Raw records:
━━━━━━━━━━━━━━━━━━━━━━━━━━━━━━

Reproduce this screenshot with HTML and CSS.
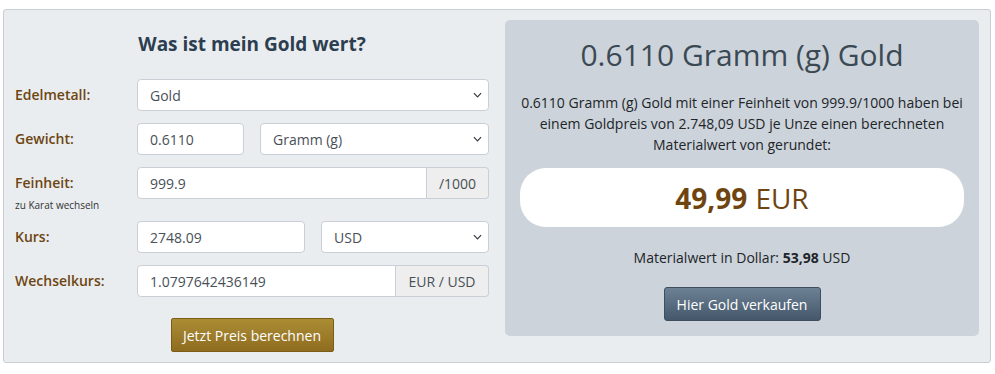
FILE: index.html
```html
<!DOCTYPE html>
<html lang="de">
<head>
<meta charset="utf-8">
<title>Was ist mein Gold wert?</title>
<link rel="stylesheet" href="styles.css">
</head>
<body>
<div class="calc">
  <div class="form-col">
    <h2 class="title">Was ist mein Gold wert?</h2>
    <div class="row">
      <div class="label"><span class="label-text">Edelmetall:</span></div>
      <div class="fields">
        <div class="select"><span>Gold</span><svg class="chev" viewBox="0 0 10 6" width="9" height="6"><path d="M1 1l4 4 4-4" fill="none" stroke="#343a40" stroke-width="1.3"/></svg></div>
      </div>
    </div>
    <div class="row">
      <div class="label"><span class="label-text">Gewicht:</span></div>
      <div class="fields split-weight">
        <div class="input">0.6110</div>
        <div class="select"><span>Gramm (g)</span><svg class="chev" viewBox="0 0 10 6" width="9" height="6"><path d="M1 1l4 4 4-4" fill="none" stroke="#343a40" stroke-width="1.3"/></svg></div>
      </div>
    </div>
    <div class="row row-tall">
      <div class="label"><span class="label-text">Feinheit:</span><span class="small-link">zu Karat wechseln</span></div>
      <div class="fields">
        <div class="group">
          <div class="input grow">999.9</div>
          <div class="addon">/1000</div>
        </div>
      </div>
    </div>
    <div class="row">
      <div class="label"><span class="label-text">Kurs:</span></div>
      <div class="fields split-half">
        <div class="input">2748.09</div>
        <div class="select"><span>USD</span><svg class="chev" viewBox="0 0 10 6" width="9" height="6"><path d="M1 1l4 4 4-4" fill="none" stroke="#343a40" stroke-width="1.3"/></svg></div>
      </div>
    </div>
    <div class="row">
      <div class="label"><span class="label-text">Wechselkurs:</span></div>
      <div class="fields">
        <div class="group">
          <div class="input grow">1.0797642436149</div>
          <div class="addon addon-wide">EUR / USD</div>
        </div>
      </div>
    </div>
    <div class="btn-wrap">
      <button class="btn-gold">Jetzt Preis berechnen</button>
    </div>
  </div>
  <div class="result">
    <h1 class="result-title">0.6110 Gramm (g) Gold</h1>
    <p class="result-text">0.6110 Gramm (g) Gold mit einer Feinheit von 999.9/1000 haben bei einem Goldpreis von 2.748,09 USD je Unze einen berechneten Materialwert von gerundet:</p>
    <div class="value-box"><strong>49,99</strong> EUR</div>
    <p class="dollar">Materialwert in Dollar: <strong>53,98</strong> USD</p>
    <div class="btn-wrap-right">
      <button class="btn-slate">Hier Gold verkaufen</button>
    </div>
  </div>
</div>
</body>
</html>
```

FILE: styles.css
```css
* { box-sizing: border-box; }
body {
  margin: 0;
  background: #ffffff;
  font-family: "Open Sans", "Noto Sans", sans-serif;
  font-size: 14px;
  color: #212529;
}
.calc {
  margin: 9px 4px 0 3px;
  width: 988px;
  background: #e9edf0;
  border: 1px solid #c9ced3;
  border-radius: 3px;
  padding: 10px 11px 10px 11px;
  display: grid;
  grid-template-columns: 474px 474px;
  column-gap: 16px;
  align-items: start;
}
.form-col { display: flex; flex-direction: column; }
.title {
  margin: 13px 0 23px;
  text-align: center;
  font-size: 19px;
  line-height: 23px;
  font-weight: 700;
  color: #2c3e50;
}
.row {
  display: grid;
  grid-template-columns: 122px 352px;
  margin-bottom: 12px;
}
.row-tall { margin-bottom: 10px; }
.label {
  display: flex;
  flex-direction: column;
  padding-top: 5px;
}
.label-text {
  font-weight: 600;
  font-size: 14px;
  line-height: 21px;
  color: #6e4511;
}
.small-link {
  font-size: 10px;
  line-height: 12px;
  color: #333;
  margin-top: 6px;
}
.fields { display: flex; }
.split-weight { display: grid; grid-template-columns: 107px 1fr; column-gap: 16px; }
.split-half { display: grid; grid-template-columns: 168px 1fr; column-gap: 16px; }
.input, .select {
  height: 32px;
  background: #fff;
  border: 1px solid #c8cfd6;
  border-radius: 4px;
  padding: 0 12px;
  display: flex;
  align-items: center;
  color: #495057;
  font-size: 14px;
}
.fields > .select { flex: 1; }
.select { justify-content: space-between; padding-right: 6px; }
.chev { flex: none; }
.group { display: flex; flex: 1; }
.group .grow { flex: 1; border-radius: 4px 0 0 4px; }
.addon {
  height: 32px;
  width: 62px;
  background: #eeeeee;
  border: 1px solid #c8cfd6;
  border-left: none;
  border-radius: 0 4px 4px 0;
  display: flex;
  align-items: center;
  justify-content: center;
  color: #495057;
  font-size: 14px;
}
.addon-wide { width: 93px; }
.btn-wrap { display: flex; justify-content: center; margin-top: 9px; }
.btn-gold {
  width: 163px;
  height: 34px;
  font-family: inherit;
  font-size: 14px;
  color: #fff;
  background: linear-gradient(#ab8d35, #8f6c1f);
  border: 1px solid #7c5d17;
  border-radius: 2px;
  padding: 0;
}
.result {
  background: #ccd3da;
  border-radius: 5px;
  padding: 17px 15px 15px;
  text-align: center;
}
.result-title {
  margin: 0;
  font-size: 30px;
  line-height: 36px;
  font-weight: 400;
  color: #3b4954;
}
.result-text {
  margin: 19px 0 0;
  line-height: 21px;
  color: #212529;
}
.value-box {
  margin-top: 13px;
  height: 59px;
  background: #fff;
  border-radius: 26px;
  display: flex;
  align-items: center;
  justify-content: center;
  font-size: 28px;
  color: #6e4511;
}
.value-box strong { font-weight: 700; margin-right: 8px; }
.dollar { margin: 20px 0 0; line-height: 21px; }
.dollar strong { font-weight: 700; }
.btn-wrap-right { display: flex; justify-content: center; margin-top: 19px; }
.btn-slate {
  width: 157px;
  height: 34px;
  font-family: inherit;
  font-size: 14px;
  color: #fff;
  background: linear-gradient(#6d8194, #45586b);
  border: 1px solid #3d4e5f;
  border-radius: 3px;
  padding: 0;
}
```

━━━━━━━━━━━━━━━━━━━━━━━━━━━━━━

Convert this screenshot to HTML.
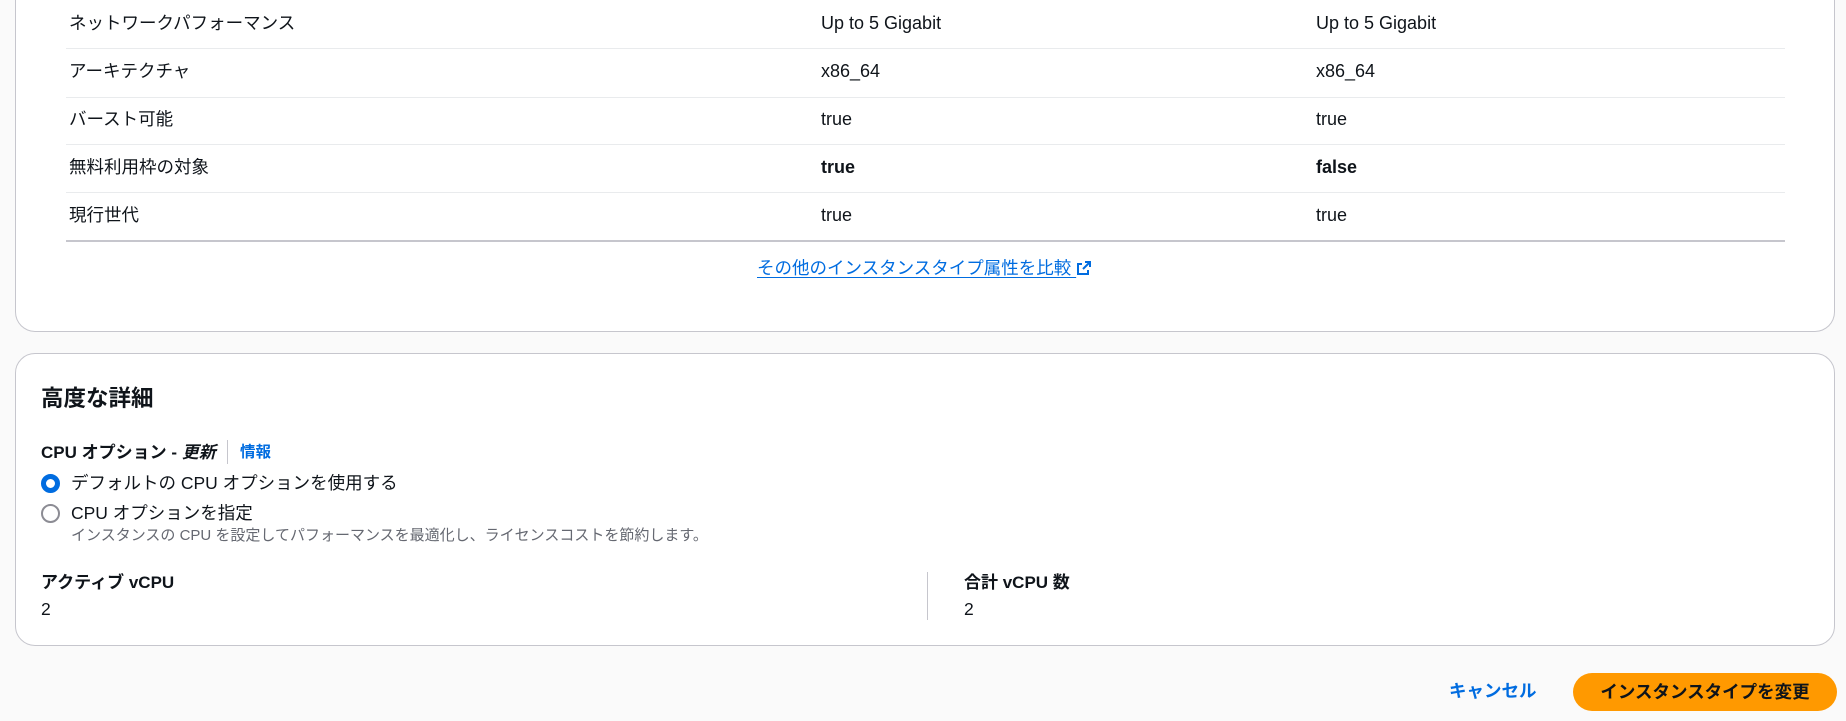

━━━━━━━━━━━━━━━━━━━━━━━━━━━━━━

Task to carry out:
Check each line above for the word "this", and copy the lines where it appears.

Full output:
Reproduce this screenshot with HTML and CSS.
Convert this screenshot to HTML.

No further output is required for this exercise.